Belle and Sebastian are no strangers to the OST format. Their 2002 effort created for Todd Solondz’ darkly comic film of the same name, whilst marred with problems in its creation is a personal favourite in their healthy back catalogue. Then, of course, there’s Stuart’s God Help the Girl project; an album created from a soundtrack to a self-penned musical. The emotionally underpinned narrative style of their work has always been well-suited to accompanying moving images and this new record is another example of that same facet of their output. Although I’ve yet to see the film, I’m familiar with the graphic novel from which it has been adapted and I’m certain the comic-tinged angst and conflicting personal relationships found in both the music of Belle and Sebastian and the novel will marry perfectly.
The album carries a similar format to that of Storytelling in that rather than a collection of songs proper, there are reprisals, leitmotifs and snippets of dialogue. Each adding context to the other. The band clearly see this work as a direct accompaniment to the story and they ask you in these compositions to both consider and remember the story and allow each medium to compliment the other.

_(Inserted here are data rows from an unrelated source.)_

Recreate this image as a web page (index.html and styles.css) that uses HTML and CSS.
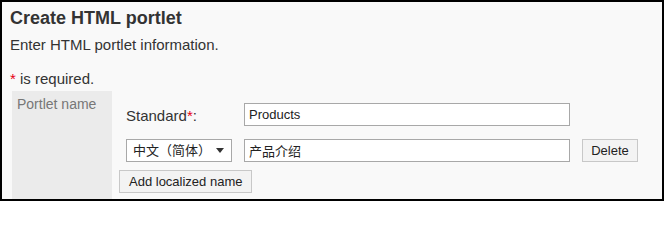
FILE: index.html
```html
<!DOCTYPE html>
<html lang="en">
<head>
<meta charset="utf-8">
<title>Create HTML portlet</title>
<link rel="stylesheet" href="styles.css">
</head>
<body>
<div class="frame">
  <h1 class="title">Create HTML portlet</h1>
  <p class="desc">Enter HTML portlet information.</p>
  <p class="required"><span class="req">*</span> is required.</p>
  <div class="form">
    <div class="form-label">Portlet name</div>
    <div class="form-value">
      <div class="row">
        <label class="row-label">Standard<span class="req">*</span>:</label>
        <input class="text-input" type="text" value="Products">
      </div>
      <div class="row row-second">
        <span class="select-wrap">
          <select class="lang-select">
            <option>中文（简体）</option>
          </select>
        </span>
        <input class="text-input" type="text" value="产品介绍">
        <button class="btn btn-delete" type="button">Delete</button>
      </div>
      <button class="btn btn-add" type="button">Add localized name</button>
    </div>
  </div>
</div>
</body>
</html>
```
FILE: styles.css
```css
html, body {
  margin: 0;
  padding: 0;
}

body {
  font-family: "Liberation Sans", Arial, "Noto Sans CJK SC", sans-serif;
  color: #333;
  background: #fff;
}

.frame {
  width: 664px;
  height: 201px;
  box-sizing: border-box;
  border: 2px solid #000;
  background: #f9f9f9;
  padding: 6px 8px 0;
  overflow: hidden;
}

.title {
  margin: 0;
  font-size: 18px;
  line-height: 21px;
  font-weight: bold;
  color: #333;
}

.desc {
  margin: 7px 0 0;
  font-size: 15px;
  line-height: 17px;
}

.required {
  margin: 17px 0 0;
  font-size: 15px;
  line-height: 17px;
}

.req {
  color: #e60012;
}

.form {
  display: flex;
  margin: 4px 0 0 2px;
}

.form-label {
  width: 100px;
  box-sizing: border-box;
  flex: none;
  background: #ebebeb;
  color: #777;
  font-size: 14px;
  line-height: 16px;
  padding: 5px 5px 0;
}

.form-value {
  flex: 1;
  padding: 12px 0 10px 7px;
  display: flex;
  flex-direction: column;
  align-items: flex-start;
}

.row {
  display: flex;
  align-items: center;
  margin-left: 7px;
  height: 23px;
}

.row-second {
  margin-top: 13px;
}

.row-label {
  width: 118px;
  flex: none;
  font-size: 15px;
  line-height: 17px;
  padding-top: 2px;
  color: #333;
}

.text-input {
  width: 326px;
  height: 23px;
  box-sizing: border-box;
  border: 1px solid #a8a8a8;
  background: #fff;
  padding: 0 4px;
  margin: 0;
  font-family: "Liberation Sans", Arial, "Noto Sans CJK SC", sans-serif;
  font-size: 13px;
  color: #222;
  outline: none;
}

.select-wrap {
  position: relative;
  display: block;
  margin-right: 12px;
}

.lang-select {
  display: block;
  width: 106px;
  height: 23px;
  box-sizing: border-box;
  border: 1px solid #a8a8a8;
  border-radius: 0;
  background: #fff;
  padding: 0 0 0 6px;
  margin: 0;
  font-family: "Liberation Sans", Arial, "Noto Sans CJK SC", sans-serif;
  font-size: 13px;
  color: #222;
  -webkit-appearance: none;
  appearance: none;
  outline: none;
}

.select-wrap::after {
  content: "";
  position: absolute;
  right: 8px;
  top: 9px;
  width: 0;
  height: 0;
  border-left: 4px solid transparent;
  border-right: 4px solid transparent;
  border-top: 5px solid #333;
  pointer-events: none;
}

.btn {
  height: 23px;
  box-sizing: border-box;
  border: 1px solid #c8c8c8;
  border-radius: 0;
  background: #f3f3f3;
  color: #222;
  font-family: "Liberation Sans", Arial, "Noto Sans CJK SC", sans-serif;
  font-size: 13px;
  line-height: 21px;
  margin: 0;
  cursor: pointer;
}

.btn-delete {
  width: 56px;
  padding: 0;
  margin-left: 12px;
}

.btn-add {
  margin-top: 8px;
  padding: 0 9px;
}
```
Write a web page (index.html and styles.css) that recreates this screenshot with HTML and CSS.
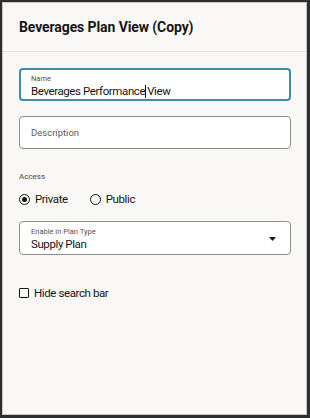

Musically, this has all of the hallmarks of a Belle and Sebastian record; jangly guitars, breathy vocal deliveries, delicate close harmonies, the occasional crescendo underpinned by a violin or horn solo – all present to decorate stories of clumsy, tragic adolescent rites of passage. The dancier, more bass-driven late-period B&S songwriting style doesn’t get much of a look-in here so this is certainly one for the purists. Having said that, those same purists may not be fond of new recordings of ‘Get Me Away from Here I’m Dying‘ and ‘I Know Where the Summer Goes‘. They’ll have little to be concerned about however; both tracks are simply a little pared back and relaxed but not too dissimilar to the originals. All the new recordings serve to do really is help the older pieces gel well alongside the new compositions in order for the album to be viewed as a whole rather than a disparate collection of songs.
As an album, this won’t make waves but that’s not ever been the point of this group. Instead, you can expect a collection of easy-on-the-ears, gentle, melancholic pop songs which offer uplifting narratives if listened to a little more attentively. There’s another Belle and Sebastian record in the world and that can’t be a bad thing.
Days of the Bagnold Summer OST is released on September 13th on Matador.